### Short task:
Find the word "React" in the listing; pull out each line holding it.

========================================================================

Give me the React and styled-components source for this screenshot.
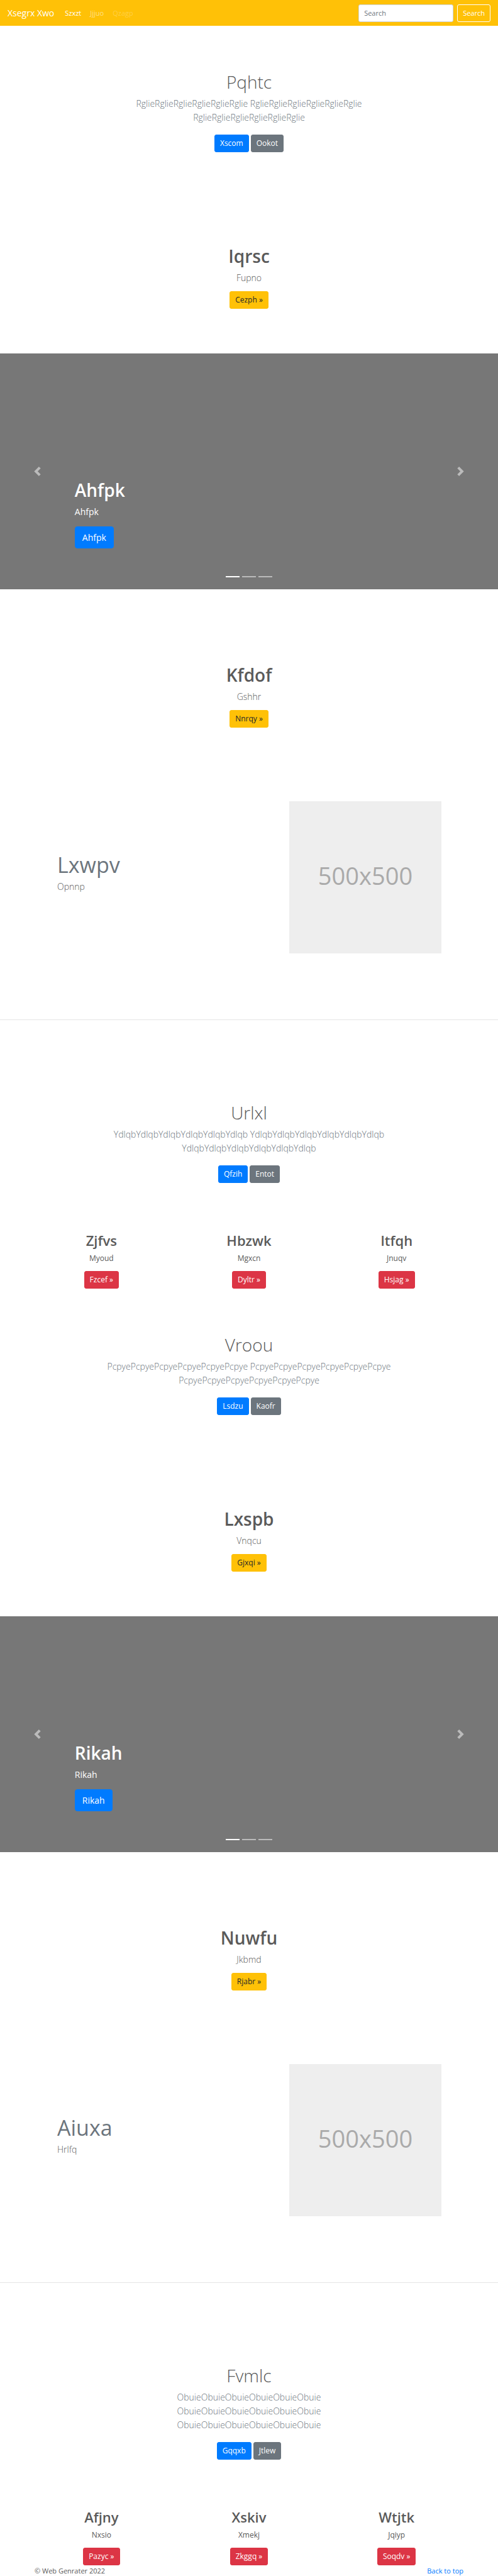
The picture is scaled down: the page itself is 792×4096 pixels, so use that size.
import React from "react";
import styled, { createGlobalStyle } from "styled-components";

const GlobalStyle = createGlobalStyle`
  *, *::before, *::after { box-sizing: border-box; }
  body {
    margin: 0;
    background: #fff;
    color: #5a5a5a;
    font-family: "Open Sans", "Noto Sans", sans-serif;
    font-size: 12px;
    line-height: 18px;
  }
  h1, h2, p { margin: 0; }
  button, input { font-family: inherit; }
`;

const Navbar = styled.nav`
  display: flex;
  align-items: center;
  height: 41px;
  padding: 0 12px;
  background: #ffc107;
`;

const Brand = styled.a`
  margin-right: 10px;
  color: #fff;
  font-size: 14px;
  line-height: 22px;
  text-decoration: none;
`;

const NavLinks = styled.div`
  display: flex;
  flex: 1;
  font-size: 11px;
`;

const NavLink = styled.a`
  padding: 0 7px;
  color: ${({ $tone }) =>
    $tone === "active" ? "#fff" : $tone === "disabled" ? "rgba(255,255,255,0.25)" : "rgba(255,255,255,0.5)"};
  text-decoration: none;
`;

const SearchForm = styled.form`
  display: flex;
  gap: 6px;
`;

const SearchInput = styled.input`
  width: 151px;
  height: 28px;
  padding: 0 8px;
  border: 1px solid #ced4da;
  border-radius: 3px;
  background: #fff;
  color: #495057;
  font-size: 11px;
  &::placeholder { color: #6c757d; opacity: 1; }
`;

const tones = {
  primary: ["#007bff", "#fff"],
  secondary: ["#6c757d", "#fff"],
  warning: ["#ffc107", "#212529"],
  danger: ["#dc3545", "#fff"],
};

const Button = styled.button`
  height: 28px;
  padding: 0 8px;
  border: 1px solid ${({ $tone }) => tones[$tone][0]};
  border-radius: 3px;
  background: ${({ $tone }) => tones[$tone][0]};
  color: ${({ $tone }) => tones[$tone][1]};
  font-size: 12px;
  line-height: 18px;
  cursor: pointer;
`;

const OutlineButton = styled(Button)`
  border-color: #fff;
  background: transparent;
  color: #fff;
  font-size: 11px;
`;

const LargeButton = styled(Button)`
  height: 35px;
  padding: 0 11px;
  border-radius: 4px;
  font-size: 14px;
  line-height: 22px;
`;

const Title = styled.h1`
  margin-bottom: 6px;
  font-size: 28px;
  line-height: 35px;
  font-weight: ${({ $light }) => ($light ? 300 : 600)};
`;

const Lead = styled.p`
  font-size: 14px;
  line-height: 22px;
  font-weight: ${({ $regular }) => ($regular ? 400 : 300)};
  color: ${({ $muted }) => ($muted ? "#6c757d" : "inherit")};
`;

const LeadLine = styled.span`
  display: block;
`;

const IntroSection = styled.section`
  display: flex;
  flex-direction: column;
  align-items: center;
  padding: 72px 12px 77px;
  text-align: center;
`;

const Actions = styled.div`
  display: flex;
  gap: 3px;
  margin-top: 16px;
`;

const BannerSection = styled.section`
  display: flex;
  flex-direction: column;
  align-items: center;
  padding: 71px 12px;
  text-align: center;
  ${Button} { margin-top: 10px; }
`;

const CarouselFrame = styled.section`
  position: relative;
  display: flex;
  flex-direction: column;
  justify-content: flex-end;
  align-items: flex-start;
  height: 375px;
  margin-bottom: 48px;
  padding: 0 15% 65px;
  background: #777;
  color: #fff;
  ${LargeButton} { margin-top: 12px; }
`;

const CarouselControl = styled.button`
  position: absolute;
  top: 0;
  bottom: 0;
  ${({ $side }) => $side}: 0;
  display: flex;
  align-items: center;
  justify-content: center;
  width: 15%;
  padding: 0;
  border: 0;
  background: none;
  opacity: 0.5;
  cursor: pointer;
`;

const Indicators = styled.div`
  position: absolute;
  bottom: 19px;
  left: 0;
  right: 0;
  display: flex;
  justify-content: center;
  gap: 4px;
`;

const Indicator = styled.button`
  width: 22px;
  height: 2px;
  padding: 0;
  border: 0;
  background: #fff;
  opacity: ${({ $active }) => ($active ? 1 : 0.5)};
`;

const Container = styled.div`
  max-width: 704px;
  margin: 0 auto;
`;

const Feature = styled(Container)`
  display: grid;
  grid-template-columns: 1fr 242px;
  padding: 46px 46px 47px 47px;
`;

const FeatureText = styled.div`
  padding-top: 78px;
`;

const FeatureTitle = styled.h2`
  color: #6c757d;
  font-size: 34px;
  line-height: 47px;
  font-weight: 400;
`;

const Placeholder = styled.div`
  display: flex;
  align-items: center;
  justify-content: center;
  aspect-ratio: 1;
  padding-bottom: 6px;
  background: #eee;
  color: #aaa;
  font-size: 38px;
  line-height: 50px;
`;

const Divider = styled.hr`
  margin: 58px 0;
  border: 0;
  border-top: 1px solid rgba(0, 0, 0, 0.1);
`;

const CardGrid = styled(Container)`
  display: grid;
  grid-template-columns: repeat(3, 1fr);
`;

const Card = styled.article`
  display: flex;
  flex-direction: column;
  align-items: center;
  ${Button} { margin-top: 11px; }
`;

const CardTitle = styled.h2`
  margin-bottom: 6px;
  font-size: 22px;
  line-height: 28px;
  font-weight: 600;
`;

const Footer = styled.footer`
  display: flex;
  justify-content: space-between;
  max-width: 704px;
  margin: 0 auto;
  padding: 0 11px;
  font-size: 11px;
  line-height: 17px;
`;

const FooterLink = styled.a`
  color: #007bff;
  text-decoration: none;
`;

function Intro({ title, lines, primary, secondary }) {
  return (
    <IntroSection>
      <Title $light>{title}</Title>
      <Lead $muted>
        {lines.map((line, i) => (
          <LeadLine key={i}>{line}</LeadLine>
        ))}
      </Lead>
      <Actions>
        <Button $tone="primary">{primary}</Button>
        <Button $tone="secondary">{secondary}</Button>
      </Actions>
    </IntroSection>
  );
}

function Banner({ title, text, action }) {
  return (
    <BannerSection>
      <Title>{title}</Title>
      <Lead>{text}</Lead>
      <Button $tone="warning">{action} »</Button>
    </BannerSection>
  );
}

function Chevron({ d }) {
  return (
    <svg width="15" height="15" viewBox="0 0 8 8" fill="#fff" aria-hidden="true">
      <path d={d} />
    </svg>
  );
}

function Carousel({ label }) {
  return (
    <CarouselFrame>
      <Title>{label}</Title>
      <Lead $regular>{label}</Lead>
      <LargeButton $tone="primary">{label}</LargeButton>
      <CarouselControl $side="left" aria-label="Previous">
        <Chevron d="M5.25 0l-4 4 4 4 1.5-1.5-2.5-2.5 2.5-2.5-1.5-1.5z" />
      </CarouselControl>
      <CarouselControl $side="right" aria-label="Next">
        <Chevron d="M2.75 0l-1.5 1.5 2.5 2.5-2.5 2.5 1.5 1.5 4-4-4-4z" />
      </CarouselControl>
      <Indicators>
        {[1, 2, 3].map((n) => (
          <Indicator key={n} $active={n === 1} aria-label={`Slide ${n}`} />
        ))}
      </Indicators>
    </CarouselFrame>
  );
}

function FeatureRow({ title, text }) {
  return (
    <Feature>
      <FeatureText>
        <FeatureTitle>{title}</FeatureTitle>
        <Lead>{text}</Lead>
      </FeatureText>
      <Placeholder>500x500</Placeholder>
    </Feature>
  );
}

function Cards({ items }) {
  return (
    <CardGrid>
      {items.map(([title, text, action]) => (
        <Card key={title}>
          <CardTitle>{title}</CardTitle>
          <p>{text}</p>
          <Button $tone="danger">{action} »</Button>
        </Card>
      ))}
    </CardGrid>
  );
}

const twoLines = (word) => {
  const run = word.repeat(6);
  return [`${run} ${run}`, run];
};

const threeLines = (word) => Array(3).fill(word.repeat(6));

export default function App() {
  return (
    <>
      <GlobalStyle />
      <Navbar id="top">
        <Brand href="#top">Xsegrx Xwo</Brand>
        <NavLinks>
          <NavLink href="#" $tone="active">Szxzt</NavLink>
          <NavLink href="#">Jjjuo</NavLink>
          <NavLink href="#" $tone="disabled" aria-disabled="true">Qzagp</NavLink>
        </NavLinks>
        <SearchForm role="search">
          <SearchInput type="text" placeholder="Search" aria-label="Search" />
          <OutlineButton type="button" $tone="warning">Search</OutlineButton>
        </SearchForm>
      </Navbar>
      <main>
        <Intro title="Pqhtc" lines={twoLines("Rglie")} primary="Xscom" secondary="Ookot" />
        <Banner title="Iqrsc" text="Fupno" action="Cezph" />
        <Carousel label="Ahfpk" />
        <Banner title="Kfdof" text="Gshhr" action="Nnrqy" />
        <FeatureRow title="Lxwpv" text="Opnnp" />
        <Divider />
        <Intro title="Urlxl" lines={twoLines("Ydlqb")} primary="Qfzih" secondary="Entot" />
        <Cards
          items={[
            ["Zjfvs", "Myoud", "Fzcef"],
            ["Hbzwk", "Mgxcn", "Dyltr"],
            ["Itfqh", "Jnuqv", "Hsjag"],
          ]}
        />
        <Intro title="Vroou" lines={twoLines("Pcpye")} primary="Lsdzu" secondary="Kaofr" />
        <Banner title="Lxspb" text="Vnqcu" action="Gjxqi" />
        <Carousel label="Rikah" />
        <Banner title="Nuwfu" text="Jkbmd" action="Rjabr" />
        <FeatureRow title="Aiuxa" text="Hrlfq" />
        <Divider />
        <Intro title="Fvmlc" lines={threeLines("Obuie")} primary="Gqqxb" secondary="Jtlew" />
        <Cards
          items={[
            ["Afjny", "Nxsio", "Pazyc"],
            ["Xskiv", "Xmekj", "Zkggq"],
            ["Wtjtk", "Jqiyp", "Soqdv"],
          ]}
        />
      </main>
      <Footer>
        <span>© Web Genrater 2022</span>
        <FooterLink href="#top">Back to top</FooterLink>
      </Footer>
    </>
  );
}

========================================================================

### Expected answer:
Give me the React and styled-components source for this screenshot.
import React from "react";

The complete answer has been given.